Which lines below hold the word "code"? Report each one.

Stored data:
=====

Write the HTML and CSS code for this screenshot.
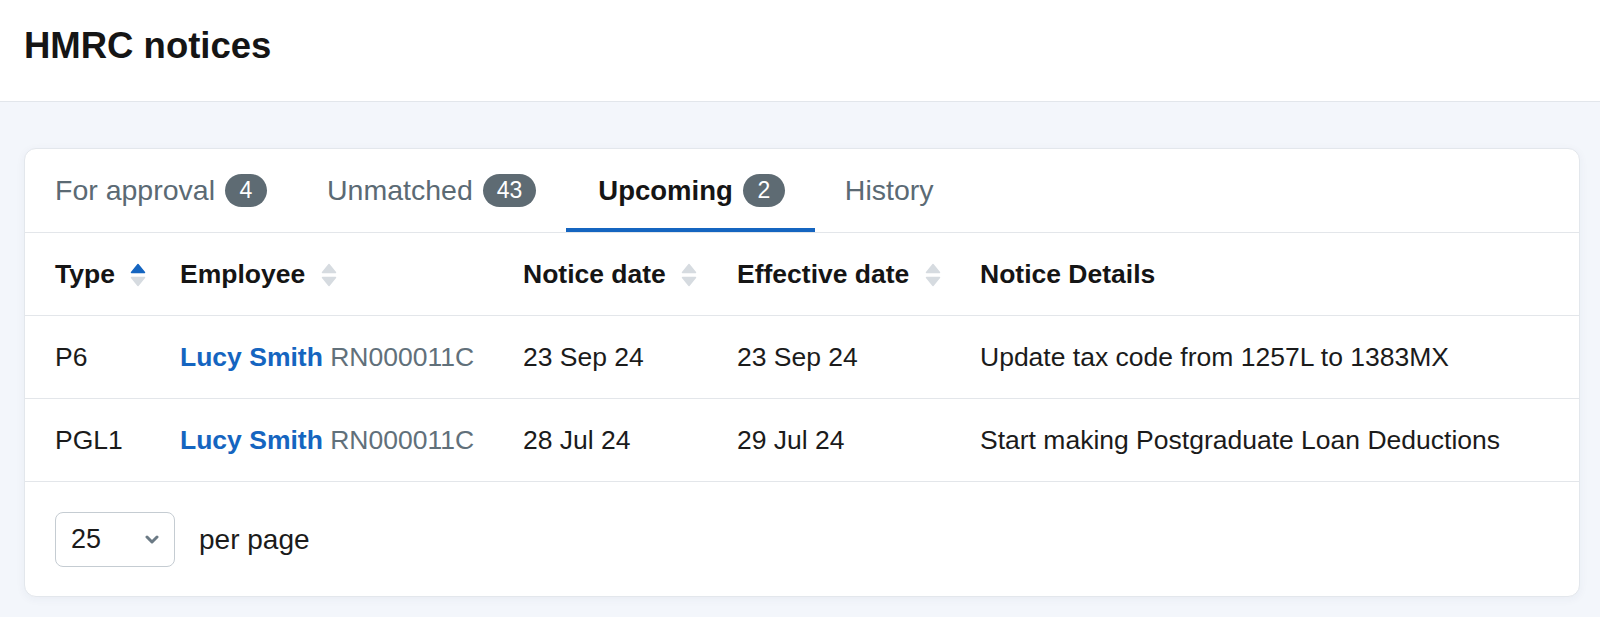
FILE: index.html
```html
<!DOCTYPE html>
<html lang="en">

<head>
  <meta charset="UTF-8">
  <meta name="viewport" content="width=device-width, initial-scale=1.0">
  <title>HMRC notices</title>
  <link rel="stylesheet" href="styles.css">
</head>

<body>
  <header class="page-header">
    <h1>HMRC notices</h1>
  </header>

  <main class="page-main">
    <div class="card">
      <nav class="tabs">
        <a class="tab">For approval <span class="badge">4</span></a>
        <a class="tab">Unmatched <span class="badge">43</span></a>
        <a class="tab active">Upcoming <span class="badge">2</span></a>
        <a class="tab">History</a>
      </nav>

      <table class="notices">
        <colgroup>
          <col style="width: 140px;">
          <col style="width: 343px;">
          <col style="width: 214px;">
          <col style="width: 243px;">
          <col>
        </colgroup>
        <thead>
          <tr>
            <th>Type <svg class="sort" viewBox="0 0 16 24"><path class="up on" d="M8 1.5 L14.5 9.5 H1.5 Z"/><path class="down" d="M1.5 14.5 H14.5 L8 22.5 Z"/></svg></th>
            <th>Employee <svg class="sort" viewBox="0 0 16 24"><path class="up" d="M8 1.5 L14.5 9.5 H1.5 Z"/><path class="down" d="M1.5 14.5 H14.5 L8 22.5 Z"/></svg></th>
            <th>Notice date <svg class="sort" viewBox="0 0 16 24"><path class="up" d="M8 1.5 L14.5 9.5 H1.5 Z"/><path class="down" d="M1.5 14.5 H14.5 L8 22.5 Z"/></svg></th>
            <th>Effective date <svg class="sort" viewBox="0 0 16 24"><path class="up" d="M8 1.5 L14.5 9.5 H1.5 Z"/><path class="down" d="M1.5 14.5 H14.5 L8 22.5 Z"/></svg></th>
            <th>Notice Details</th>
          </tr>
        </thead>
        <tbody>
          <tr>
            <td>P6</td>
            <td><a class="emp-name">Lucy Smith</a> <span class="emp-ref">RN000011C</span></td>
            <td>23 Sep 24</td>
            <td>23 Sep 24</td>
            <td>Update tax code from 1257L to 1383MX</td>
          </tr>
          <tr>
            <td>PGL1</td>
            <td><a class="emp-name">Lucy Smith</a> <span class="emp-ref">RN000011C</span></td>
            <td>28 Jul 24</td>
            <td>29 Jul 24</td>
            <td>Start making Postgraduate Loan Deductions</td>
          </tr>
        </tbody>
      </table>

      <div class="pager">
        <div class="per-page-select">
          <span>25</span>
          <svg class="chevron" viewBox="0 0 14 9"><path d="M2 2 L7 7 L12 2"/></svg>
        </div>
        <span class="per-page-label">per page</span>
      </div>
    </div>
  </main>
</body>

</html>
```

FILE: styles.css
```css
body {
  font-family: 'Liberation Sans', Arial, sans-serif;
  background: #f3f6fb;
  color: #1b1b1b;
  margin: 0;
}

.page-header {
  background: #fff;
  border-bottom: 1px solid #e2e6eb;
  padding: 25px 0 0 24px;
  box-sizing: border-box;
  height: 102px;
}

.page-header h1 {
  margin: 0;
  font-size: 36.5px;
  line-height: 41px;
  font-weight: 700;
  color: #151515;
}

.page-main {
  padding: 46px 20px 20px 24px;
}

.card {
  background: #fff;
  border: 1px solid #e3e7ec;
  border-radius: 12px;
  box-shadow: 0 2px 10px rgba(30, 50, 90, 0.05);
  overflow: hidden;
}

.tabs {
  display: flex;
  height: 83px;
  border-bottom: 1px solid #e3e6ea;
}

.tab {
  display: flex;
  align-items: center;
  gap: 10px;
  padding: 0 30px;
  font-size: 28.5px;
  color: #5b6a74;
  cursor: pointer;
}

.tab.active {
  color: #151515;
  font-weight: 700;
  font-size: 27.5px;
  padding: 0 30px 0 32px;
  box-shadow: inset 0 -4px 0 #1565c0;
}

.badge {
  display: inline-flex;
  align-items: center;
  justify-content: center;
  height: 33px;
  min-width: 42px;
  padding: 0 14px;
  box-sizing: border-box;
  border-radius: 17px;
  background: #5e6b73;
  color: #fff;
  font-size: 23px;
  font-weight: 400;
}

.notices {
  width: 100%;
  border-collapse: collapse;
  table-layout: fixed;
  font-size: 26.5px;
}

.notices th,
.notices td {
  height: 82px;
  padding: 0 15px;
  text-align: left;
  white-space: nowrap;
  border-bottom: 1px solid #e3e6ea;
}

.notices th:first-child,
.notices td:first-child {
  padding-left: 30px;
}

.notices th {
  font-weight: 700;
  color: #151515;
}

.sort {
  width: 16px;
  height: 24px;
  margin-left: 8px;
  vertical-align: -4px;
}

.sort path {
  fill: #d6dbe0;
  stroke: #d6dbe0;
  stroke-width: 1.5;
  stroke-linejoin: round;
}

.sort path.on {
  fill: #1565c0;
  stroke: #1565c0;
}

.emp-name {
  color: #1565c0;
  font-weight: 700;
  cursor: pointer;
}

.emp-ref {
  color: #61707a;
}

.pager {
  display: flex;
  align-items: center;
  padding: 30px 30px 29px;
}

.per-page-select {
  display: flex;
  align-items: center;
  justify-content: space-between;
  width: 120px;
  height: 55px;
  box-sizing: border-box;
  padding: 0 15px;
  border: 1px solid #c5ccd2;
  border-radius: 8px;
  font-size: 27px;
}

.chevron {
  width: 14px;
  height: 9px;
}

.chevron path {
  fill: none;
  stroke: #6b7a85;
  stroke-width: 3;
  stroke-linecap: round;
  stroke-linejoin: round;
}

.per-page-label {
  margin-left: 24px;
  font-size: 28px;
}
```
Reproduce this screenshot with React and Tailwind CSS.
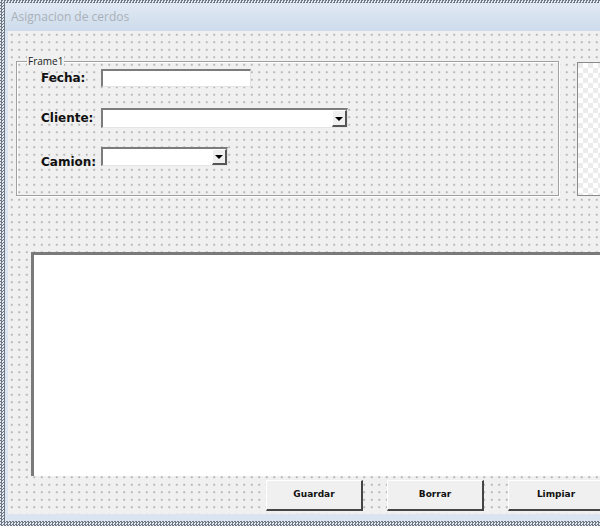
import React from 'react';

const dots = 'bg-[#f0f0f0] bg-[radial-gradient(circle,#a3a3a3_0.55px,transparent_1.05px)] bg-[length:7.5px_7.5px]';

const DropButton = () => (
    <div className="h-full w-[15px] shrink-0 bg-[#f0f0f0] border-t border-l border-white border-r-2 border-b-2 border-r-[#555] border-b-[#555] flex items-center justify-center">
        <div className="w-0 h-0 border-l-[4px] border-r-[4px] border-t-[4px] border-l-transparent border-r-transparent border-t-black mt-[1px]" />
    </div>
);

const Label = ({ children, className = '' }) => (
    <div className={`w-[60px] shrink-0 text-[12px] font-bold text-[#111] ${className}`}>{children}</div>
);

const Button = ({ children }) => (
    <div className="w-[97px] h-[31px] shrink-0 bg-[#f0f0f0] border-t border-l border-white border-r-2 border-b-2 border-r-[#444] border-b-[#444] flex items-center justify-center text-[9px] font-bold text-[#111]">
        {children}
    </div>
);

const App = () => {
    return (
        <div className="w-[600px] h-[526px] overflow-hidden bg-[repeating-conic-gradient(#6f7a86_0_25%,#e2e8ef_0_50%)] bg-[length:3px_3px] pl-[5px] pt-[3px]" style={{ fontFamily: '"DejaVu Sans", sans-serif' }}>
            <div className="h-[518px] bg-[#dbe5f1] pl-[3px] pb-[7px] flex flex-col">
                {/* Title bar */}
                <div className="h-[28px] shrink-0 bg-gradient-to-b from-[#e1e9f4] to-[#cddbeb] flex items-center -ml-[3px]">
                    <span className="text-[12px] text-[#a9b0b8] pl-[6px]" style={{ fontFamily: '"Open Sans", sans-serif' }}>Asignacion de cerdos</span>
                </div>

                {/* Client area */}
                <div className={`flex-1 overflow-hidden ${dots}`}>
                    <div className="flex mt-[30px] ml-[8px]">
                        {/* Frame1 */}
                        <div className="relative w-[543px] h-[135px] shrink-0 border border-[#a0a0a0] shadow-[inset_1px_1px_0_#fff,1px_1px_0_#fff] pl-[24px] pt-[7px]">
                            <span className="absolute -top-[7px] left-[10px] px-[1px] bg-[#f0f0f0] text-[10px] leading-[12px] text-[#222]" style={{ fontFamily: '"Open Sans", sans-serif' }}>Frame1</span>

                            <div className="flex items-center h-[18px]">
                                <Label>Fecha:</Label>
                                <div className="w-[150px] h-[18px] bg-white border-t-2 border-l-2 border-[#7c7c7c] border-r border-b border-r-[#e4e4e4] border-b-[#e4e4e4]" />
                            </div>

                            <div className="flex items-center h-[20px] mt-[21px]">
                                <Label>Cliente:</Label>
                                <div className="w-[247px] h-[20px] bg-white border-t-2 border-l-2 border-[#7c7c7c] border-r border-b border-r-[#e4e4e4] border-b-[#e4e4e4] flex justify-end">
                                    <DropButton />
                                </div>
                            </div>

                            <div className="flex items-start h-[19px] mt-[19px]">
                                <Label className="mt-[6px]">Camion:</Label>
                                <div className="w-[127px] h-[19px] bg-white border-t-2 border-l-2 border-[#7c7c7c] border-r border-b border-r-[#e4e4e4] border-b-[#e4e4e4] flex justify-end">
                                    <DropButton />
                                </div>
                            </div>
                        </div>

                        {/* Picture box */}
                        <div className="ml-[18px] mt-[1px] w-[40px] h-[134px] shrink-0 border border-[#8a8a8a] bg-[#f4f4f4] bg-[repeating-conic-gradient(#ffffff_0_25%,#ececec_0_50%)] bg-[length:10px_10px]" />
                    </div>

                    {/* List box */}
                    <div className="ml-[23px] mt-[56px] w-[600px] h-[224px] bg-white border-t-[3px] border-l-[3px] border-[#7a7a7a]" />

                    {/* Buttons */}
                    <div className="flex gap-[24px] ml-[258px] mt-[4px]">
                        <Button>Guardar</Button>
                        <Button>Borrar</Button>
                        <Button>Limpiar</Button>
                    </div>
                </div>
            </div>
        </div>
    );
};

export default App;
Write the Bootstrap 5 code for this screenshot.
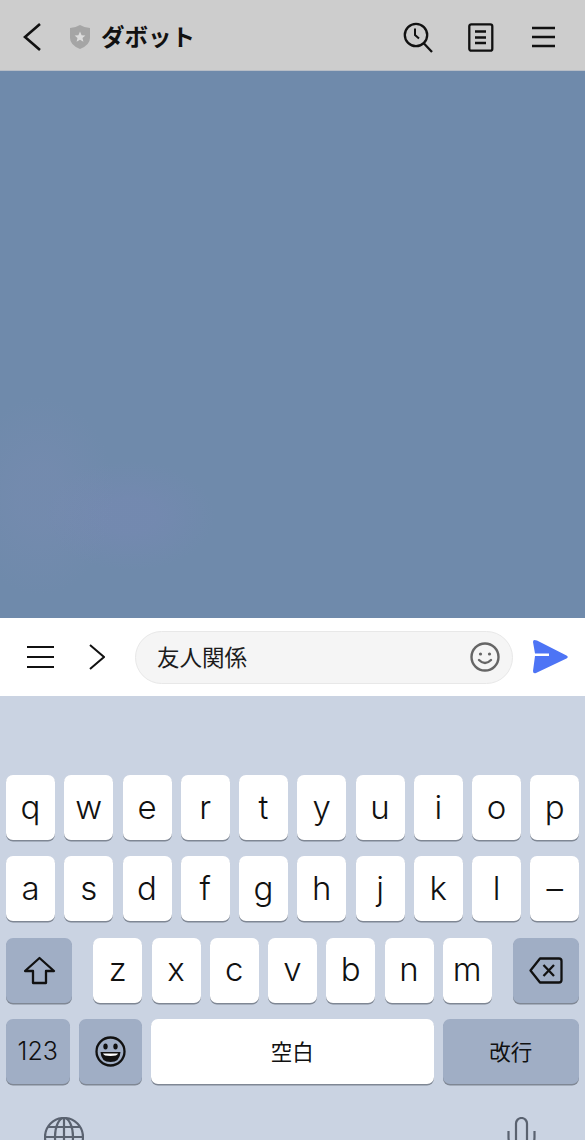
<!DOCTYPE html>
<html lang="ja">
<head>
<meta charset="UTF-8">
<meta name="viewport" content="width=device-width, initial-scale=1.0">
<title>ダボット</title>
<link rel="stylesheet" href="https://cdn.jsdelivr.net/npm/bootstrap@5.3.1/dist/css/bootstrap.min.css">
<style>
    html, body { height: 1140px; overflow: hidden; }
    body { font-family: "Noto Sans CJK JP", "Liberation Sans", sans-serif; background: #cad3e2; color: #111; }
    .top-bar { height: 71px; background: #cdcdcd; border-bottom: 1px solid #b7bdc6; padding: 4px 30px 0 21px; }
    .chat-title { font-size: 23.5px; font-weight: 700; line-height: 1; margin-left: 10px; color: #111; }
    .chat-area {
        height: 547px;
        background-color: #6f8aab;
        background-image:
            radial-gradient(ellipse 75px 100px at 40px 425px, rgba(125,140,180,.3) 30%, transparent 100%),
            radial-gradient(ellipse 85px 55px at 130px 445px, rgba(125,135,185,.3) 30%, transparent 100%);
    }
    .input-bar { height: 78px; background: #fff; padding: 0 17px 0 27px; }
    .msg-box { width: 378px; height: 53px; margin-left: 30px; padding: 0 12px 0 21px; background: #f5f5f5; border: 1px solid #e8e8e8; border-radius: 27px; font-size: 22.5px; color: #1c1c1c; }
    .keyboard { padding: 79px 6px 0; height: 444px; }
    .key-row { height: 65px; margin-bottom: 16.33px; gap: 9.25px; }
    .kb-key { height: 65px; width: 49px; flex: none; border-radius: 7px; background: #fff; box-shadow: 0 1.5px 0 #7f8794; font-family: Inter, "Liberation Sans", sans-serif; font-size: 33px; font-weight: 300; color: #111; }
    .kb-key.alt { background: #a0aec5; }
    .kb-key.shift { width: 66px; margin-right: 12px; }
    .kb-key.del { width: 66px; margin-left: 11.5px; }
    .kb-key.num { width: 63.5px; font-size: 25px; }
    .kb-key.emo { width: 63px; }
    .kb-key.space { width: 282.500px; font-family: "Noto Sans CJK JP", sans-serif; font-size: 21.5px; font-weight: 400; }
    .kb-key.ret { width: 136px; font-family: "Noto Sans CJK JP", sans-serif; font-size: 21.5px; font-weight: 400; }
    .kb-bottom { padding: 17px 43px 0 38px; }
</style>
</head>
<body>
<div class="top-bar d-flex align-items-center">
    <svg width="24" height="30" viewBox="0 0 24 30" fill="none" stroke="#111" stroke-width="2.6"><path d="M19 2 L4 15 L19 28"/></svg>
    <svg class="ms-4" width="22" height="26" viewBox="0 0 22 26"><path d="M1 4 Q6 4 11 1 Q16 4 21 4 V14 Q21 21 11 25 Q1 21 1 14Z" fill="#a5a5a5"/><path d="M11 7.5 L12.6 11.2 L16.4 11.5 L13.5 14 L14.4 17.8 L11 15.8 L7.6 17.8 L8.5 14 L5.6 11.5 L9.4 11.2Z" fill="#dcdcdc"/></svg>
    <span class="chat-title">ダボット</span>
    <div class="ms-auto d-flex align-items-center">
        <svg width="30" height="31" viewBox="0 0 30 31" fill="none" stroke="#111" stroke-width="2.3"><circle cx="13" cy="13" r="11.2"/><path d="M20.5 21 L29 30"/><path d="M12 6.5 V13 L16 16.5" stroke-width="2"/></svg>
        <svg style="margin-left:35px" width="26" height="29" viewBox="0 0 26 29" fill="none" stroke="#111" stroke-width="2.3"><rect x="1.3" y="1.3" width="23" height="26.4" rx="2"/><path d="M7 8.5 H18 M7 14.5 H18 M7 20 H18"/></svg>
        <svg style="margin-left:37px" width="24" height="22" viewBox="0 0 24 22" fill="none" stroke="#111" stroke-width="2.6"><path d="M1 2 H24 M1 11 H24 M1 20 H24"/></svg>
    </div>
</div>

<div class="chat-area"></div>

<div class="input-bar d-flex align-items-center">
    <svg width="27" height="24" viewBox="0 0 27 24" fill="none" stroke="#111" stroke-width="2.2"><path d="M0 2 H27 M0 12 H27 M0 22 H27"/></svg>
    <svg style="margin-left:35px" width="16" height="26" viewBox="0 0 16 26" fill="none" stroke="#111" stroke-width="2"><path d="M1 1 L15 13 L1 25"/></svg>
    <div class="msg-box d-flex align-items-center justify-content-between">
        <span>友人関係</span>
        <svg width="30" height="30" viewBox="0 0 30 30" fill="none" stroke="#666" stroke-width="2.4"><circle cx="15" cy="15" r="13.5"/><path d="M9 18 Q15 24 21 18" stroke-linecap="round"/><circle cx="10.5" cy="12" r="1.6" fill="#666" stroke="none"/><circle cx="19.5" cy="12" r="1.6" fill="#666" stroke="none"/></svg>
    </div>
    <svg class="ms-auto" width="36" height="36" viewBox="0 0 36 36"><path d="M2.5 1 Q1 1 1 3 L3 14.5 H17 V17 H3 L1 32 Q1 35 4 34 L34.500 19.500 Q37 18 34.500 16.500 L5 1.500 Q3.500 1 2.500 1Z" fill="#4d74f5"/></svg>
</div>

<div class="keyboard">
    <div class="key-row d-flex">
        <div class="kb-key d-flex align-items-center justify-content-center">q</div>
        <div class="kb-key d-flex align-items-center justify-content-center">w</div>
        <div class="kb-key d-flex align-items-center justify-content-center">e</div>
        <div class="kb-key d-flex align-items-center justify-content-center">r</div>
        <div class="kb-key d-flex align-items-center justify-content-center">t</div>
        <div class="kb-key d-flex align-items-center justify-content-center">y</div>
        <div class="kb-key d-flex align-items-center justify-content-center">u</div>
        <div class="kb-key d-flex align-items-center justify-content-center">i</div>
        <div class="kb-key d-flex align-items-center justify-content-center">o</div>
        <div class="kb-key d-flex align-items-center justify-content-center">p</div>
    </div>
    <div class="key-row d-flex">
        <div class="kb-key d-flex align-items-center justify-content-center">a</div>
        <div class="kb-key d-flex align-items-center justify-content-center">s</div>
        <div class="kb-key d-flex align-items-center justify-content-center">d</div>
        <div class="kb-key d-flex align-items-center justify-content-center">f</div>
        <div class="kb-key d-flex align-items-center justify-content-center">g</div>
        <div class="kb-key d-flex align-items-center justify-content-center">h</div>
        <div class="kb-key d-flex align-items-center justify-content-center">j</div>
        <div class="kb-key d-flex align-items-center justify-content-center">k</div>
        <div class="kb-key d-flex align-items-center justify-content-center">l</div>
        <div class="kb-key d-flex align-items-center justify-content-center">–</div>
    </div>
    <div class="key-row d-flex">
        <div class="kb-key alt shift d-flex align-items-center justify-content-center">
            <svg width="33" height="29" viewBox="0 0 33 29" fill="none" stroke="#111" stroke-width="2.300" stroke-linejoin="round"><path d="M16.500 2 L31 15 H23 V27 H10 V15 H2Z"/></svg>
        </div>
        <div class="kb-key d-flex align-items-center justify-content-center">z</div>
        <div class="kb-key d-flex align-items-center justify-content-center">x</div>
        <div class="kb-key d-flex align-items-center justify-content-center">c</div>
        <div class="kb-key d-flex align-items-center justify-content-center">v</div>
        <div class="kb-key d-flex align-items-center justify-content-center">b</div>
        <div class="kb-key d-flex align-items-center justify-content-center">n</div>
        <div class="kb-key d-flex align-items-center justify-content-center">m</div>
        <div class="kb-key alt del d-flex align-items-center justify-content-center">
            <svg width="34" height="27" viewBox="0 0 34 27" fill="none" stroke="#111" stroke-width="2.300" stroke-linejoin="round"><path d="M11 1.500 H30 Q32.500 1.500 32.500 4 V23 Q32.500 25.500 30 25.500 H11 L1.500 13.500Z"/><path d="M14.500 8 L25 19 M25 8 L14.500 19"/></svg>
        </div>
    </div>
    <div class="key-row d-flex">
        <div class="kb-key alt num d-flex align-items-center justify-content-center">123</div>
        <div class="kb-key alt emo d-flex align-items-center justify-content-center">
            <svg width="31" height="31" viewBox="0 0 31 31"><circle cx="15.500" cy="15.500" r="14" fill="none" stroke="#111" stroke-width="2.300"/><ellipse cx="10.500" cy="10.500" rx="2.200" ry="3" fill="#111"/><ellipse cx="20.500" cy="10.500" rx="2.200" ry="3" fill="#111"/><path d="M5.500 16 H25.500 Q25 26 15.500 26 Q6 26 5.500 16Z" fill="#111"/><path d="M8 17.500 H23 Q22.500 20 15.500 20 Q8.500 20 8 17.500Z" fill="#fff"/></svg>
        </div>
        <div class="kb-key space d-flex align-items-center justify-content-center">空白</div>
        <div class="kb-key alt ret d-flex align-items-center justify-content-center">改行</div>
    </div>
    <div class="kb-bottom d-flex justify-content-between">
        <svg width="40" height="40" viewBox="0 0 40 40" fill="none" stroke="#5a6270" stroke-width="2.200"><circle cx="20" cy="20" r="19"/><ellipse cx="20" cy="20" rx="9" ry="19"/><path d="M20 1 V39 M1 20 H39 M4 10 H36"/></svg>
        <svg width="29" height="40" viewBox="0 0 29 40" fill="none" stroke="#5a6270" stroke-width="2.200"><rect x="9" y="1" width="11" height="30" rx="5.500"/><path d="M1.500 14 V20 Q1.500 33 14.500 33 Q27.500 33 27.500 20 V14"/></svg>
    </div>
</div>
<script src="https://cdn.jsdelivr.net/npm/bootstrap@5.3.1/dist/js/bootstrap.bundle.min.js"></script>
</body>
</html>
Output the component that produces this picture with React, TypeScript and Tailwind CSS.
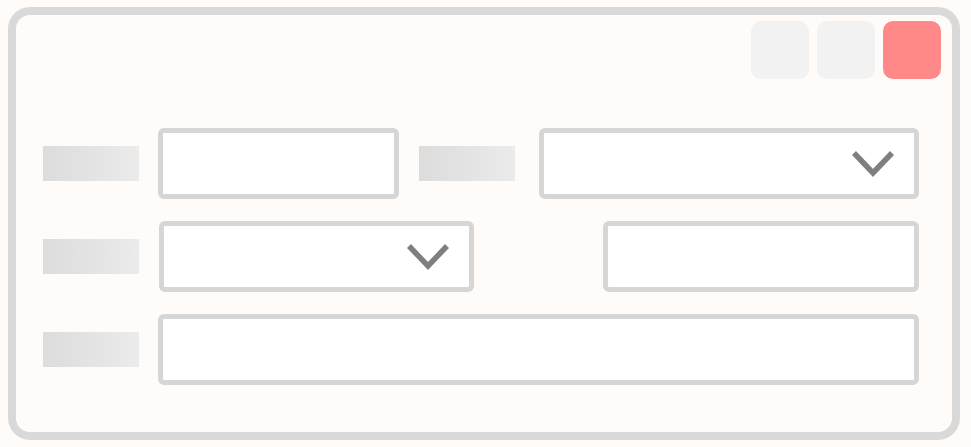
import React from "react";

function Chevron() {
  return (
    <svg width="44" height="28" viewBox="0 0 44 28" className="shrink-0">
      <polyline
        points="3,3 22,23 41,3"
        fill="none"
        stroke="#7f7f7f"
        strokeWidth="5.5"
        strokeLinejoin="miter"
      />
    </svg>
  );
}

function Label() {
  return (
    <div className="w-[96px] h-[35px] shrink-0 bg-gradient-to-r from-[#dcdcdc] to-[#ebebeb]" />
  );
}

function Field({ className = "", select = false }: { className?: string; select?: boolean }) {
  return (
    <div
      className={
        "h-[71px] shrink-0 bg-white border-[5px] border-[#d6d6d6] rounded-[6px] flex items-center justify-end pr-[19px] " +
        className
      }
    >
      {select && <Chevron />}
    </div>
  );
}

export default function App() {
  return (
    <div className="w-[971px] h-[447px] bg-[#fffbf8] pt-[7px] pl-[8px]">
      <div className="w-[952px] h-[433px] border-8 border-[#d9d9d9] rounded-[22px] bg-[#fffbf8] flex flex-col">
        <div className="flex justify-end gap-[8px] pt-[6px] pr-[11px]">
          <div className="w-[58px] h-[58px] rounded-[10px] bg-[#f2f2f2]" />
          <div className="w-[58px] h-[58px] rounded-[10px] bg-[#f2f2f2]" />
          <div className="w-[58px] h-[58px] rounded-[10px] bg-[#ff8888]" />
        </div>
        <div className="flex flex-col gap-[22px] pl-[27px] mt-[49px]">
          <div className="flex items-center">
            <Label />
            <Field className="w-[241px] ml-[19px]" />
            <div className="ml-[20px]">
              <Label />
            </div>
            <Field className="w-[380px] ml-[24px]" select />
          </div>
          <div className="flex items-center">
            <Label />
            <Field className="w-[315px] ml-[20px]" select />
            <Field className="w-[316px] ml-[129px]" />
          </div>
          <div className="flex items-center">
            <Label />
            <Field className="w-[761px] ml-[19px]" />
          </div>
        </div>
      </div>
    </div>
  );
}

=====

- [Solution]:
Write the HTML and CSS code for this screenshot.
            <td>Update tax code from 1257L to 1383MX</td>
Write the Bootstrap 5 code for this screenshot.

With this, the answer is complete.